Jeita I (bazen Nahr al-Kalb olarak da anılır), nehrin aktığı kaynak mağaranın doğusunda 56 metre derinliğinde ve ona dar kanallarla bağlı kuru bir mağaradır. İlk olarak 1833 yılında Botta tarafından kaydedilmiş ve Godefroy Zumoffen tarafından 1898, 1900, 1908 ve 1910 yıllarında iki pozisyonda kazılmıştır. Daha sonra Auguste Bergy tarafından kazılmış ve her iki kazıdan elde edilen malzemeler şu anda Lübnan Prehistorya Müzesi, Beyrut Amerikan Üniversitesi Arkeoloji Müzesi ve Dr. Gigues'in özel koleksiyonunda bulunmaktadır. Henri Fleisch, cilalı Neolitik parçalar, ilkel çanak çömlek parçaları, yanmış kemikler ve uç kazıyıcıları da içeren diğer buluntularla birlikte bir Üst Paleolitik tabaka bulmuştur. Jacques Cauvin bu buluntuların Biblos'un Neolitik Moyen dönemiyle benzerlik gösterdiğini belirtmiştir. Daha sonraki iskâna dair kanıtlar arasında Peder Fleisch tarafından bulunan Kalkolitik döneme ait bir üç ayaklı çömlek ve Biblos'taki Erken Tunç Çağı tabakalarına ait olduğu düşünülen bir taraklı çanak çömlek parçası yer almaktadır.[12]

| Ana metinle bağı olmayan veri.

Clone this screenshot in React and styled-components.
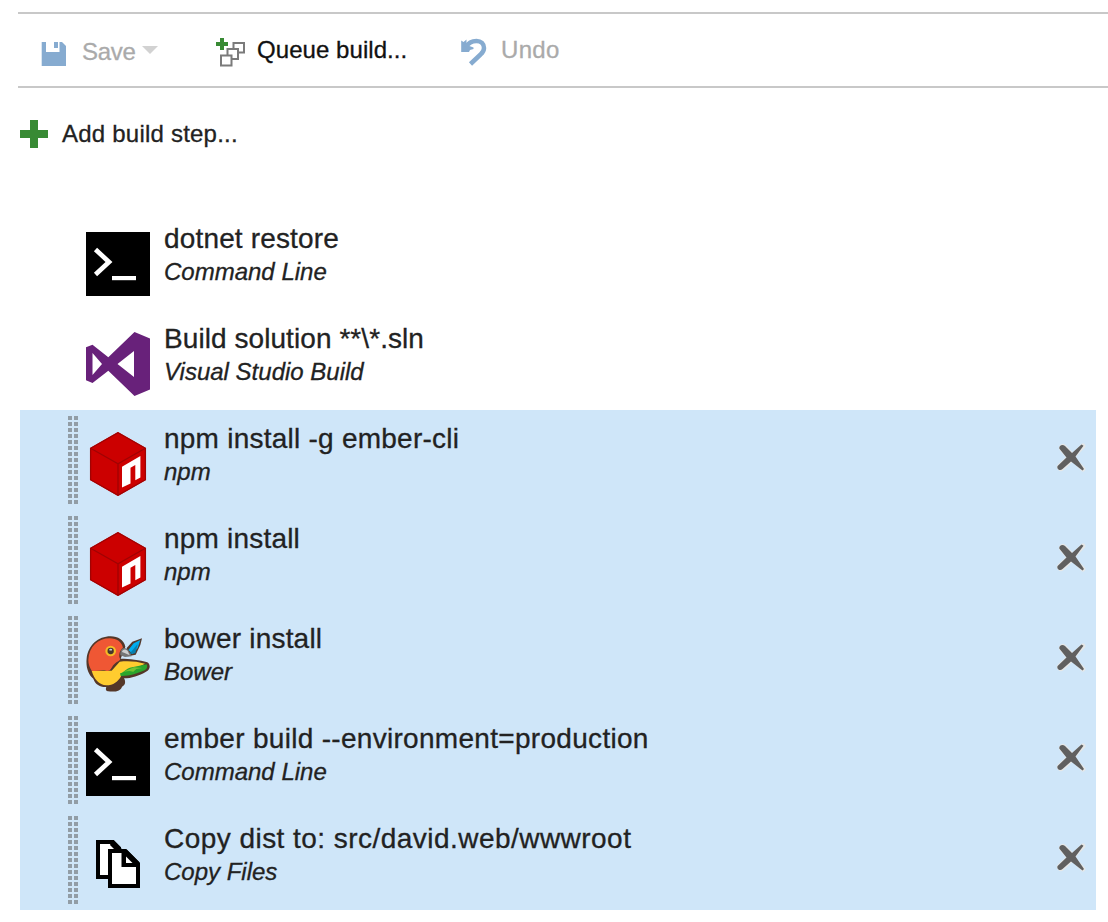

Jeita II (Dahr el-Mghara), Jeita I'in kuru mağarası ile Jeita III'teki mağaranın girişi arasında eşit uzaklıkta ve yukarıda bir platform üzerinde yer alan bir kaya sığınağıdır. Kazılar 1864 yılında Duc de Luynes ve Lartet tarafından, 1900 ve 1908 yıllarında Zumoffen tarafından ve 1930 yılında Bergy tarafından yapılmıştır. Orinyasiyen dönemine ait olduğu düşünülen çok sayıda çakmaktaşı alet, kemik ve ocak bulunmuştur. Francis Hours tarafından 1964 yılında yapılan yeni kazılar, daha önce tahmin edilenden çok daha kapsamlı, derin ve zengin tortuları ortaya çıkarmıştır. Hours, Lorraine Copeland'ın üst malzemenin muhtemelen Kebaran'ı da içeren geç Üst Paleolitik veya erken Mezolitik özellikler sergilediğini ortaya çıkarmasına izin verdi. Kazılara devam edilmesi planlanıyordu ancak alan çitle çevrilmişti ve mülkiyeti devlete aitti.[12]

Jeita III (Mağaralar) Jeita II'nin doğu ucunda, turistlerin tekneyle taşındığı mağara girişinin hemen içinde olduğu düşünülen bir yerden düşen kahverengi bir toprak birikintisiydi. 1963 yılında Speleologlar Kulübü tarafından bulunmuş ve Hours tarafından kazılmıştır. Dolguda bulunan çakmaktaşı aletler geometrik tasarımlı olup Jeita II'de keşfedilen Natufyan ya da daha geç Mezolitik döneme ait bir form olduğu düşünülmektedir. Bu çakmaktaşlarının formları arasında düz veya eğik kesimli dikdörtgenler, "kroşe" tipi deliciler, mikro-burinler, uç kazıyıcılar, dilgi çekirdekler, iki enine ok ucu, hilaller ve kısa üçgenler bulunmaktadır. Bazı hilallerin sırtları çıkıntılı olup Nahal Oren'de bulunanlara benzemektedir. Buluntular Lübnan Prehistorya Müzesi'nde saklanmaktadır.[12]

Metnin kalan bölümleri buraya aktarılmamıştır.